### Direction:
Return every line below as is, leaving out the pictures.

+---+

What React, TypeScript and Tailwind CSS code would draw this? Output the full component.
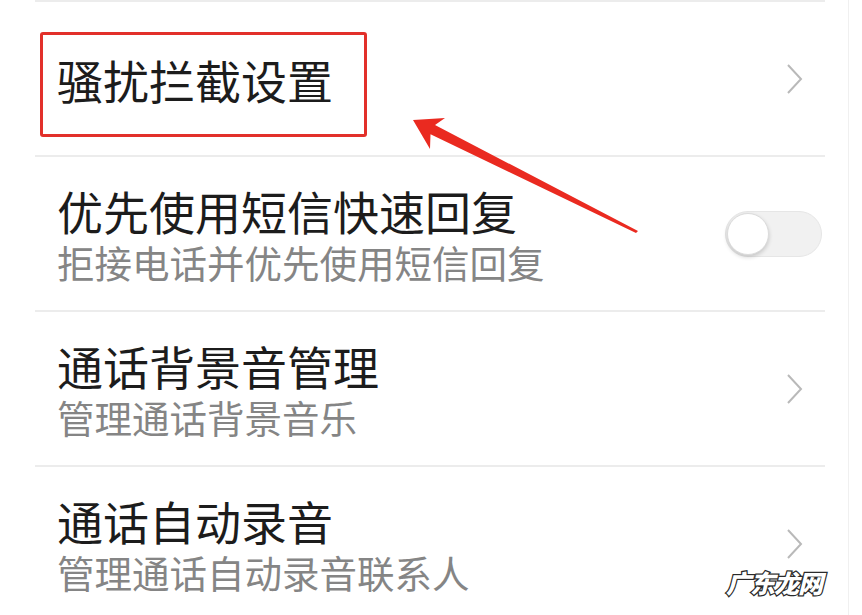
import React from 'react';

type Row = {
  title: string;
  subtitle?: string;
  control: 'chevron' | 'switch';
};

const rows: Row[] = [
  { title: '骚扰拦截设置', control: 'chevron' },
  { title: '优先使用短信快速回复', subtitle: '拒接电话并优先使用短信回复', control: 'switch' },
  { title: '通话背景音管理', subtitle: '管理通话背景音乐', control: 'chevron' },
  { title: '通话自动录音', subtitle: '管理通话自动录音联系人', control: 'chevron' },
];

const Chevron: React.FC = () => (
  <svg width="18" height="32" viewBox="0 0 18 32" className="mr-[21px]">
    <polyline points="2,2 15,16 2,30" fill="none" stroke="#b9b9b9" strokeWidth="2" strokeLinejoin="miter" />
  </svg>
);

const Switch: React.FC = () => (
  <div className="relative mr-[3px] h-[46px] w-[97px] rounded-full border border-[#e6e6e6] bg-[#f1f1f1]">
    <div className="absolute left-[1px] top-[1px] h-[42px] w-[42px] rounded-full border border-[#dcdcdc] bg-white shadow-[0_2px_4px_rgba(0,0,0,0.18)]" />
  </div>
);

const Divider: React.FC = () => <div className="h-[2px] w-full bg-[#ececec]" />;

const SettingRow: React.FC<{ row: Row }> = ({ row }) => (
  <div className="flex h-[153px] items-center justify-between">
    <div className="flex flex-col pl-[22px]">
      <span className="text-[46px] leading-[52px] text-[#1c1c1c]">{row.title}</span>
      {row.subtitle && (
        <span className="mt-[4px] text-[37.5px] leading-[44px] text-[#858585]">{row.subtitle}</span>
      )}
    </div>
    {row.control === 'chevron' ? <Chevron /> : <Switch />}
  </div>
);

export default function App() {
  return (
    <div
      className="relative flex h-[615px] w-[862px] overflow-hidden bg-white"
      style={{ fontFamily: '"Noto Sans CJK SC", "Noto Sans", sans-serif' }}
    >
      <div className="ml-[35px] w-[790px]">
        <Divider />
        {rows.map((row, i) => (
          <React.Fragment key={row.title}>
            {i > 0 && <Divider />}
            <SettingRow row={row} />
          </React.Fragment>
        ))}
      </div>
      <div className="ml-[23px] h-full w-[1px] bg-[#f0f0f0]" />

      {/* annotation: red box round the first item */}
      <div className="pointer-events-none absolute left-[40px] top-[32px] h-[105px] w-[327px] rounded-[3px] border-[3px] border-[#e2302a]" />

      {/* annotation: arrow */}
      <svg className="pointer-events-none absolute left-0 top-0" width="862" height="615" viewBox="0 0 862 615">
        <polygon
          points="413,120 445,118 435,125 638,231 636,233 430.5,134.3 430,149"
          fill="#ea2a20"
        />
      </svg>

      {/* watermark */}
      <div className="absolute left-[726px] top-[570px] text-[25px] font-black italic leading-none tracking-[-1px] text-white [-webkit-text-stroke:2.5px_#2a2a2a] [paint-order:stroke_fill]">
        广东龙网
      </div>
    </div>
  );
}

+---+

### The result:
What React, TypeScript and Tailwind CSS code would draw this? Output the full component.
import React from 'react';

type Row = {
  title: string;
  subtitle?: string;
  control: 'chevron' | 'switch';
};

const rows: Row[] = [
  { title: '骚扰拦截设置', control: 'chevron' },
  { title: '优先使用短信快速回复', subtitle: '拒接电话并优先使用短信回复', control: 'switch' },
  { title: '通话背景音管理', subtitle: '管理通话背景音乐', control: 'chevron' },
  { title: '通话自动录音', subtitle: '管理通话自动录音联系人', control: 'chevron' },
];

const Chevron: React.FC = () => (
  <svg width="18" height="32" viewBox="0 0 18 32" className="mr-[21px]">
    <polyline points="2,2 15,16 2,30" fill="none" stroke="#b9b9b9" strokeWidth="2" strokeLinejoin="miter" />
  </svg>
);

const Switch: React.FC = () => (
  <div className="relative mr-[3px] h-[46px] w-[97px] rounded-full border border-[#e6e6e6] bg-[#f1f1f1]">
    <div className="absolute left-[1px] top-[1px] h-[42px] w-[42px] rounded-full border border-[#dcdcdc] bg-white shadow-[0_2px_4px_rgba(0,0,0,0.18)]" />
  </div>
);

const Divider: React.FC = () => <div className="h-[2px] w-full bg-[#ececec]" />;

const SettingRow: React.FC<{ row: Row }> = ({ row }) => (
  <div className="flex h-[153px] items-center justify-between">
    <div className="flex flex-col pl-[22px]">
      <span className="text-[46px] leading-[52px] text-[#1c1c1c]">{row.title}</span>
      {row.subtitle && (
        <span className="mt-[4px] text-[37.5px] leading-[44px] text-[#858585]">{row.subtitle}</span>
      )}
    </div>
    {row.control === 'chevron' ? <Chevron /> : <Switch />}
  </div>
);

export default function App() {
  return (
    <div
      className="relative flex h-[615px] w-[862px] overflow-hidden bg-white"
      style={{ fontFamily: '"Noto Sans CJK SC", "Noto Sans", sans-serif' }}
    >
      <div className="ml-[35px] w-[790px]">
        <Divider />
        {rows.map((row, i) => (
          <React.Fragment key={row.title}>
            {i > 0 && <Divider />}
            <SettingRow row={row} />
          </React.Fragment>
        ))}
      </div>
      <div className="ml-[23px] h-full w-[1px] bg-[#f0f0f0]" />

      {/* annotation: red box round the first item */}
      <div className="pointer-events-none absolute left-[40px] top-[32px] h-[105px] w-[327px] rounded-[3px] border-[3px] border-[#e2302a]" />

      {/* annotation: arrow */}
      <svg className="pointer-events-none absolute left-0 top-0" width="862" height="615" viewBox="0 0 862 615">
        <polygon
          points="413,120 445,118 435,125 638,231 636,233 430.5,134.3 430,149"
          fill="#ea2a20"
        />
      </svg>

      {/* watermark */}
      <div className="absolute left-[726px] top-[570px] text-[25px] font-black italic leading-none tracking-[-1px] text-white [-webkit-text-stroke:2.5px_#2a2a2a] [paint-order:stroke_fill]">
        广东龙网
      </div>
    </div>
  );
}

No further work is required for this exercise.